Claiborne, Rita, and snow on the ground.



The arguments in Rita and Claiborne, as I had hoped, were compelling, spirited and ultimately frustrating, as the Justices seemed to be defining nothing so much as the box they placed themselves in through the Booker remedy. By making the guidelines advisory but subject to a "reasonableness" standard on appellate review, Booker planted the seeds of its own destruction. As today's questioning drew out, the precedent built up by the Courts of Appeal over time may well recreate the very 6th Amendment dilemma that was presented by the mandatory guidelines. That is, if the 2d Circuit holds that 12 months in prison for a given crime is unreasonable, but 18 months is reasonable absent additional facts... how is that different than the mandatory guidelines, other than the body creating the limits?
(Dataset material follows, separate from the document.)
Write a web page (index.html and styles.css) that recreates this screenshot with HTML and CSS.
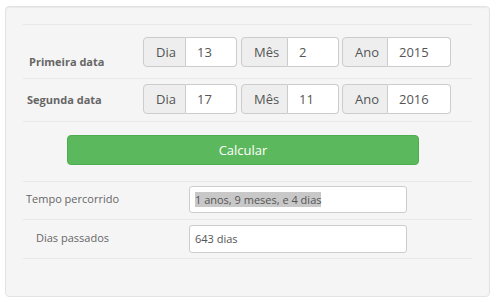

Hmmm. Good question. One thing this illustrated is that a case like this is, as much as anything, a convergence of three groups who have separate conversations. The government side came up with their view of what was important, those of us on the defense side had a completely separate conversation, and the Court had a third thoroughly distinct conversation. The arguments this morning revealed that perhaps these three conversations had completely different topics. To the defense side, it was about the parsimony provision of 18 U.S.C. 3553; to the government, it was about proportionality as the basis for reasonableness; and for the Court, it was the role of the 6th Amendment in all of this as circuit court precedent builds up, brick by brick. This morning's argument was perhaps not so much a meeting of two adversaries before a tribunal so much as a meeting of three groups who had looked at different parts of the same elephant.

Also, Justice Breyer gave a fascinating defense to one of his motivations for favoring advisory guidelines over jury findings on sentencing issues: If we turn such things into jury questions, this will give even more discretion to prosecutors, who will control the process through what evidence they put before that jury, and what special issues they seek to have determined. While I have often worried about (and written about) the shift of discretion over the past 25 years from judges to prosecutors, for some reason this aspect of jury findings at sentencing had not been part of my thinking.

As always, a great debate creates more questions than answers.

Comments:
UHmmmm Osler You have been at the airport too long. You posted the same thing twice.
 
UHmmmm Osler You have been at the airport too long. You posted the same thing twice.
 
Tyd, if you did that on purpose, that is just SO beautiful...
 
I TOTALLLY did that on Purpose!~!!!!